Given request: In your copy, leave out the pictures; write out all the data exactly.

Given material:
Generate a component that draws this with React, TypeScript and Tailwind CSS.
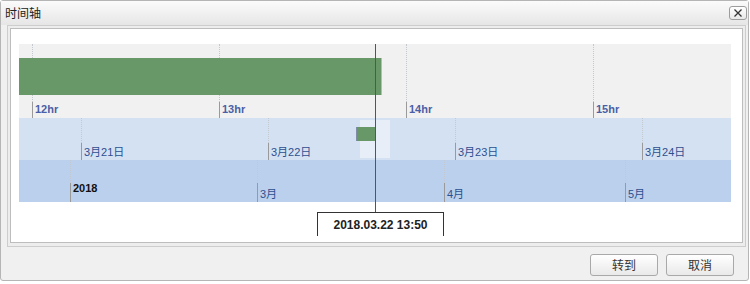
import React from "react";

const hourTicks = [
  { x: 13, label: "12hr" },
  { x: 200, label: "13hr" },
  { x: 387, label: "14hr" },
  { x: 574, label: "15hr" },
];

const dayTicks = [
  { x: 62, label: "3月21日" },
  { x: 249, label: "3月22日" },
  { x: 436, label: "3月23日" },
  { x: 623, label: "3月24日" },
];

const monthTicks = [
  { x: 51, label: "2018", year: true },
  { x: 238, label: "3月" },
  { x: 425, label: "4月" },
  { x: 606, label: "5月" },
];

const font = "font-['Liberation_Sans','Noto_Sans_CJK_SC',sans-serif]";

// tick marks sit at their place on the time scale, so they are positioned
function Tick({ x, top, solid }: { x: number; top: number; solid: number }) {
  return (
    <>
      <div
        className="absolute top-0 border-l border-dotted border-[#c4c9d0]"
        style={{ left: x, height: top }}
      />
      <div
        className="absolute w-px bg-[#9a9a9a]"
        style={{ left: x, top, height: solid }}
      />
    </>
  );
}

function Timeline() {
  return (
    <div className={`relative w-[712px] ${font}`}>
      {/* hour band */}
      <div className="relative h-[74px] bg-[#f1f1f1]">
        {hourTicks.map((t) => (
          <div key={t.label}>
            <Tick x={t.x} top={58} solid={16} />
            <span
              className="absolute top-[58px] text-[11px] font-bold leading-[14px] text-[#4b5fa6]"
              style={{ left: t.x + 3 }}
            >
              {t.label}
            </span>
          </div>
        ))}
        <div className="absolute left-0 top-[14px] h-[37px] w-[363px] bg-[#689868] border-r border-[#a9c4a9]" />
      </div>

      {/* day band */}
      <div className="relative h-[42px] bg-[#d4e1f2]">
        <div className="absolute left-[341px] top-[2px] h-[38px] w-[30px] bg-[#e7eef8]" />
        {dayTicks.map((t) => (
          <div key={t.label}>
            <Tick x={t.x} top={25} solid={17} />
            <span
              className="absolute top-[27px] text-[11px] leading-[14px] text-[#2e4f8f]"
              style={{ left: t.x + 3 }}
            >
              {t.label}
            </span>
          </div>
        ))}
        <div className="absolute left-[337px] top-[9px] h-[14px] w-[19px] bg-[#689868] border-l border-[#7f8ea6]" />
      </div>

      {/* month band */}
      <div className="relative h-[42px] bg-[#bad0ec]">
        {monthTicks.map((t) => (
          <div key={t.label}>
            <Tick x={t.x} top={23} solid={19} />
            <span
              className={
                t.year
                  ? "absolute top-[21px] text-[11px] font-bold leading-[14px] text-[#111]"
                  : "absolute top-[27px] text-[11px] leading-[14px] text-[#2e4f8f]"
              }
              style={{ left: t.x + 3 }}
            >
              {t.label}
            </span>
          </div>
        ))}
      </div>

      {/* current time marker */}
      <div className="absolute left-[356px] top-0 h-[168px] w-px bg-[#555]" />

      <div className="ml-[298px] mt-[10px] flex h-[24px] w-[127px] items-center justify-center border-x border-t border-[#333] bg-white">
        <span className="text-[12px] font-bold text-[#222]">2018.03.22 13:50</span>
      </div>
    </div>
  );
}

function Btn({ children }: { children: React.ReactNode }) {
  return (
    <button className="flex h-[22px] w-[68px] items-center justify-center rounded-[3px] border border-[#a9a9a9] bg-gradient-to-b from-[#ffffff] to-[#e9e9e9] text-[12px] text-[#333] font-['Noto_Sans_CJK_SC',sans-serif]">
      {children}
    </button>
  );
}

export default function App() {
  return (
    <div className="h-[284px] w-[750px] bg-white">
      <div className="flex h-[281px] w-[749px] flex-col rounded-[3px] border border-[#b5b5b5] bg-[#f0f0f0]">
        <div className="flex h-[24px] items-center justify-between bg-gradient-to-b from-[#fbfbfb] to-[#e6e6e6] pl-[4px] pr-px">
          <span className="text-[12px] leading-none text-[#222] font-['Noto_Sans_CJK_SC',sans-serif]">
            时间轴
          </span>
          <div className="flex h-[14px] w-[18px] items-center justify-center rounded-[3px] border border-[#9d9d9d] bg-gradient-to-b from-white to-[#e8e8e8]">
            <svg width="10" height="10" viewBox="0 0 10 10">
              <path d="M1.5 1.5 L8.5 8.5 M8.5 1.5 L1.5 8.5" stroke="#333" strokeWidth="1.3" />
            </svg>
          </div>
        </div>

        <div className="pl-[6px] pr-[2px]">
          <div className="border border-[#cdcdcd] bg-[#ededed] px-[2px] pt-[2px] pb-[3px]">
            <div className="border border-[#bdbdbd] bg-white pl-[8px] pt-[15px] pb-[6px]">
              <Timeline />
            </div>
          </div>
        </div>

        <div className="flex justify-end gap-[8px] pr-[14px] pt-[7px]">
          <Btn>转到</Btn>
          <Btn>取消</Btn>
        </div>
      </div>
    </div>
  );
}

Result of the task:
Generate a component that draws this with React, TypeScript and Tailwind CSS.
import React from "react";

const hourTicks = [
  { x: 13, label: "12hr" },
  { x: 200, label: "13hr" },
  { x: 387, label: "14hr" },
  { x: 574, label: "15hr" },
];

const dayTicks = [
  { x: 62, label: "3月21日" },
  { x: 249, label: "3月22日" },
  { x: 436, label: "3月23日" },
  { x: 623, label: "3月24日" },
];

const monthTicks = [
  { x: 51, label: "2018", year: true },
  { x: 238, label: "3月" },
  { x: 425, label: "4月" },
  { x: 606, label: "5月" },
];

const font = "font-['Liberation_Sans','Noto_Sans_CJK_SC',sans-serif]";

// tick marks sit at their place on the time scale, so they are positioned
function Tick({ x, top, solid }: { x: number; top: number; solid: number }) {
  return (
    <>
      <div
        className="absolute top-0 border-l border-dotted border-[#c4c9d0]"
        style={{ left: x, height: top }}
      />
      <div
        className="absolute w-px bg-[#9a9a9a]"
        style={{ left: x, top, height: solid }}
      />
    </>
  );
}

function Timeline() {
  return (
    <div className={`relative w-[712px] ${font}`}>
      {/* hour band */}
      <div className="relative h-[74px] bg-[#f1f1f1]">
        {hourTicks.map((t) => (
          <div key={t.label}>
            <Tick x={t.x} top={58} solid={16} />
            <span
              className="absolute top-[58px] text-[11px] font-bold leading-[14px] text-[#4b5fa6]"
              style={{ left: t.x + 3 }}
            >
              {t.label}
            </span>
          </div>
        ))}
        <div className="absolute left-0 top-[14px] h-[37px] w-[363px] bg-[#689868] border-r border-[#a9c4a9]" />
      </div>

      {/* day band */}
      <div className="relative h-[42px] bg-[#d4e1f2]">
        <div className="absolute left-[341px] top-[2px] h-[38px] w-[30px] bg-[#e7eef8]" />
        {dayTicks.map((t) => (
          <div key={t.label}>
            <Tick x={t.x} top={25} solid={17} />
            <span
              className="absolute top-[27px] text-[11px] leading-[14px] text-[#2e4f8f]"
              style={{ left: t.x + 3 }}
            >
              {t.label}
            </span>
          </div>
        ))}
        <div className="absolute left-[337px] top-[9px] h-[14px] w-[19px] bg-[#689868] border-l border-[#7f8ea6]" />
      </div>

      {/* month band */}
      <div className="relative h-[42px] bg-[#bad0ec]">
        {monthTicks.map((t) => (
          <div key={t.label}>
            <Tick x={t.x} top={23} solid={19} />
            <span
              className={
                t.year
                  ? "absolute top-[21px] text-[11px] font-bold leading-[14px] text-[#111]"
                  : "absolute top-[27px] text-[11px] leading-[14px] text-[#2e4f8f]"
              }
              style={{ left: t.x + 3 }}
            >
              {t.label}
            </span>
          </div>
        ))}
      </div>

      {/* current time marker */}
      <div className="absolute left-[356px] top-0 h-[168px] w-px bg-[#555]" />

      <div className="ml-[298px] mt-[10px] flex h-[24px] w-[127px] items-center justify-center border-x border-t border-[#333] bg-white">
        <span className="text-[12px] font-bold text-[#222]">2018.03.22 13:50</span>
      </div>
    </div>
  );
}

function Btn({ children }: { children: React.ReactNode }) {
  return (
    <button className="flex h-[22px] w-[68px] items-center justify-center rounded-[3px] border border-[#a9a9a9] bg-gradient-to-b from-[#ffffff] to-[#e9e9e9] text-[12px] text-[#333] font-['Noto_Sans_CJK_SC',sans-serif]">
      {children}
    </button>
  );
}

export default function App() {
  return (
    <div className="h-[284px] w-[750px] bg-white">
      <div className="flex h-[281px] w-[749px] flex-col rounded-[3px] border border-[#b5b5b5] bg-[#f0f0f0]">
        <div className="flex h-[24px] items-center justify-between bg-gradient-to-b from-[#fbfbfb] to-[#e6e6e6] pl-[4px] pr-px">
          <span className="text-[12px] leading-none text-[#222] font-['Noto_Sans_CJK_SC',sans-serif]">
            时间轴
          </span>
          <div className="flex h-[14px] w-[18px] items-center justify-center rounded-[3px] border border-[#9d9d9d] bg-gradient-to-b from-white to-[#e8e8e8]">
            <svg width="10" height="10" viewBox="0 0 10 10">
              <path d="M1.5 1.5 L8.5 8.5 M8.5 1.5 L1.5 8.5" stroke="#333" strokeWidth="1.3" />
            </svg>
          </div>
        </div>

        <div className="pl-[6px] pr-[2px]">
          <div className="border border-[#cdcdcd] bg-[#ededed] px-[2px] pt-[2px] pb-[3px]">
            <div className="border border-[#bdbdbd] bg-white pl-[8px] pt-[15px] pb-[6px]">
              <Timeline />
            </div>
          </div>
        </div>

        <div className="flex justify-end gap-[8px] pr-[14px] pt-[7px]">
          <Btn>转到</Btn>
          <Btn>取消</Btn>
        </div>
      </div>
    </div>
  );
}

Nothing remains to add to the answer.